8/29/2004 12:35:16 AM

Suppose c is a comma (not assumed greater than one) whose denominator
is a power of two. It follows the numerator is odd, and so defines the
genus. The comma will be a scale note, either just greater or just
less than 1, and will define with 1 the only step of this size. If c
is a strong comma, this step will be the smallest one in the genus. If
we remove it, thereby clipping the corner of the genus, we get a scale
which can be interesting and sometimes epimorphic; the same remark
applies to removing the 1 and transposing (or equivalently, inverting
the scale.) Hence the clippers come in pairs.

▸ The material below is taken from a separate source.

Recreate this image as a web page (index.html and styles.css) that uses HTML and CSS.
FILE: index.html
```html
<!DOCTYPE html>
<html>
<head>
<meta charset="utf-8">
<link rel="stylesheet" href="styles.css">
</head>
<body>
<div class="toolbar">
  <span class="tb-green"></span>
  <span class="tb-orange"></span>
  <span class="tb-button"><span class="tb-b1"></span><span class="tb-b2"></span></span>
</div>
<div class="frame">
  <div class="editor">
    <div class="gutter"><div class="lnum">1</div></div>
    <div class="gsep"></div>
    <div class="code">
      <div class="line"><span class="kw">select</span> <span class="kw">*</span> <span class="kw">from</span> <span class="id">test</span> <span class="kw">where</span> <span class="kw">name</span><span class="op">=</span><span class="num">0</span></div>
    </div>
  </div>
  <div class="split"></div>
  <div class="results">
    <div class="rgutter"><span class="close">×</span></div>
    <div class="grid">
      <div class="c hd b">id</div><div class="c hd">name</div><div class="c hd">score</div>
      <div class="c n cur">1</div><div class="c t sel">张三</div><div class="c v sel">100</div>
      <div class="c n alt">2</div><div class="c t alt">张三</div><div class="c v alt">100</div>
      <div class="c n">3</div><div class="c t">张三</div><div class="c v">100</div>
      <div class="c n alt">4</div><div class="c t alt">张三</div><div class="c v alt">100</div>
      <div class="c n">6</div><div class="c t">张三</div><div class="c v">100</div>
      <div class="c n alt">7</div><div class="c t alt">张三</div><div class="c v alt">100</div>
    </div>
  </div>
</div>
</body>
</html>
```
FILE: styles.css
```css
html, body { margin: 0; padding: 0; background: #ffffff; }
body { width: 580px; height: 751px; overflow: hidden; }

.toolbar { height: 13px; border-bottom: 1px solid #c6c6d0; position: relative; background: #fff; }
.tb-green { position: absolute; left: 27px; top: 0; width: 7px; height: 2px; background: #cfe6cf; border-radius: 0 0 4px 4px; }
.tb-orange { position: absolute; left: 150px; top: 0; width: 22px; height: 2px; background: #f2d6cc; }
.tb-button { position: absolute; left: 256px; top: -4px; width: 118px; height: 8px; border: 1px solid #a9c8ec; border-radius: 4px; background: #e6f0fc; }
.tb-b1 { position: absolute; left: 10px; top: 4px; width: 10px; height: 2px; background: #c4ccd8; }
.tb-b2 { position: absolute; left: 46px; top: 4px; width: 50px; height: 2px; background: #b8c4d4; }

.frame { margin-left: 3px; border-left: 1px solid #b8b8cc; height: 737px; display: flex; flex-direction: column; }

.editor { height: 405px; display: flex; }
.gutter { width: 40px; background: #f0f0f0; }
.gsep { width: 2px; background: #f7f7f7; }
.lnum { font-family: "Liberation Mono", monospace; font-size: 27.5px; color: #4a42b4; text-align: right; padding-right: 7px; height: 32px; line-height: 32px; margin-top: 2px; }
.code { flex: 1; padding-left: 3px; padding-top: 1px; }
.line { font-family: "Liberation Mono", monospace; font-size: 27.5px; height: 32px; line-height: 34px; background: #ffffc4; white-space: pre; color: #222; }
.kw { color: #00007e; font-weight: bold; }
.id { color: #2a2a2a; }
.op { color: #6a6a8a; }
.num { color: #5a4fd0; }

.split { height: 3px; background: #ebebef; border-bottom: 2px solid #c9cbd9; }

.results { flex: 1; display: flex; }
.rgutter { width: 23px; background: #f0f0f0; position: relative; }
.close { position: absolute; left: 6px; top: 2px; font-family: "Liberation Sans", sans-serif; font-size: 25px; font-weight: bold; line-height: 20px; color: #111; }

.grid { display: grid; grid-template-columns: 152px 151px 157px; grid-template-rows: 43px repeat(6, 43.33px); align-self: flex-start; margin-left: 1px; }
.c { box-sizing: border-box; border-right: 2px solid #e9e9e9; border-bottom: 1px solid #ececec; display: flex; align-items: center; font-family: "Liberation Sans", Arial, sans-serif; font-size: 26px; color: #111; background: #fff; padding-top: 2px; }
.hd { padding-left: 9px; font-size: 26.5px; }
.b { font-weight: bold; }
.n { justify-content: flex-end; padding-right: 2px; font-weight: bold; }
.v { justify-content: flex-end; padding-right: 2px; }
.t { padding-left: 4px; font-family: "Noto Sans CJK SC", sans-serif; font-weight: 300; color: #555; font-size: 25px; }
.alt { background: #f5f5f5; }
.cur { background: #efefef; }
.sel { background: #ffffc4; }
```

Some five-limit corner clippers are 135/128, giving the
Ptolemy/Zarlino diatonic, 2025/2048, giving a 14-note clipper,
16875/16384, giving the epimorphic 19-tone Scott scale, 32805/32768,
giving an epimorphic 17-note clipper, the semicomma (orwell comma),
giving an epimorphic 31-note clipper. The atom is a corner clipper
comma, leading to a scale of 1104 notes which I gave up checking to
see if it was epimorphic since it was taking up time.

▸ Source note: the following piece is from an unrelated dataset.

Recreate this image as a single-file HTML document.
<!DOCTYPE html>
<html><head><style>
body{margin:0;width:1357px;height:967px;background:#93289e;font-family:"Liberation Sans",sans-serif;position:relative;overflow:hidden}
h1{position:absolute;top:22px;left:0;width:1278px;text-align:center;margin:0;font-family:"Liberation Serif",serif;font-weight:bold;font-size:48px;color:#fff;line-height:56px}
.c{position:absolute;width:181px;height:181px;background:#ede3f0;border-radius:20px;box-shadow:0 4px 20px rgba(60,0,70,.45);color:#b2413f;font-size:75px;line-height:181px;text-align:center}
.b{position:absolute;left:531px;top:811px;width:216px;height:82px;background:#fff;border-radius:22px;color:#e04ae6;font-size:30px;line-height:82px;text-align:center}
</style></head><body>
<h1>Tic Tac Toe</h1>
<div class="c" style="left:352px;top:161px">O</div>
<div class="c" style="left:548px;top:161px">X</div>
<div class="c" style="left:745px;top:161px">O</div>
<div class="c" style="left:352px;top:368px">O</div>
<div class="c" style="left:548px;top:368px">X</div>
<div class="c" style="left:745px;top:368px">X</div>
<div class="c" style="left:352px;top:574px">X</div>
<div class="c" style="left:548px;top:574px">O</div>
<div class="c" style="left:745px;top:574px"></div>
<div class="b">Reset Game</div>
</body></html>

🔗Carl Lumma <ekin@lumma.org>

8/29/2004 1:14:02 AM

>Suppose c is a comma (not assumed greater than one) whose denominator
>is a power of two. It follows the numerator is odd, and so defines the
>genus.

Which genus?

>The comma will be a scale note, either just greater or just
>less than 1, and will define with 1 the only step of this size.

Huh?

>If c is a strong comma, this step will be the smallest one in the
>genus. If we remove it, thereby clipping the corner of the genus,

What's a corner? Are you deleting a pitch? Don't quite know what
a step is.

-Carl

🔗Gene Ward Smith <gwsmith@svpal.org>

8/29/2004 1:18:43 AM

--- In tuning-math@yahoogroups.com, Carl Lumma <ekin@l...> wrote:

> >Suppose c is a comma (not assumed greater than one) whose denominator
> >is a power of two. It follows the numerator is odd, and so defines the
> >genus.
>
> Which genus?

If n is the numerator, genus(n).

> >If c is a strong comma, this step will be the smallest one in the
> >genus. If we remove it, thereby clipping the corner of the genus,
>
> What's a corner? Are you deleting a pitch? Don't quite know what
> a step is.

Right, I'm deleting corner, though in my next posting it won't
necessarily be a coner. If we take the divisors of n, then we remove
either n or 1, and reduce to the octave, to get the clipped genus.

🔗Carl Lumma <ekin@lumma.org>

8/29/2004 9:25:57 AM

>> >Suppose c is a comma (not assumed greater than one) whose denominator
>> >is a power of two. It follows the numerator is odd, and so defines the
>> >genus.
>>
>> Which genus?
>
>If n is the numerator, genus(n).

And, pinch me, I even know what that is!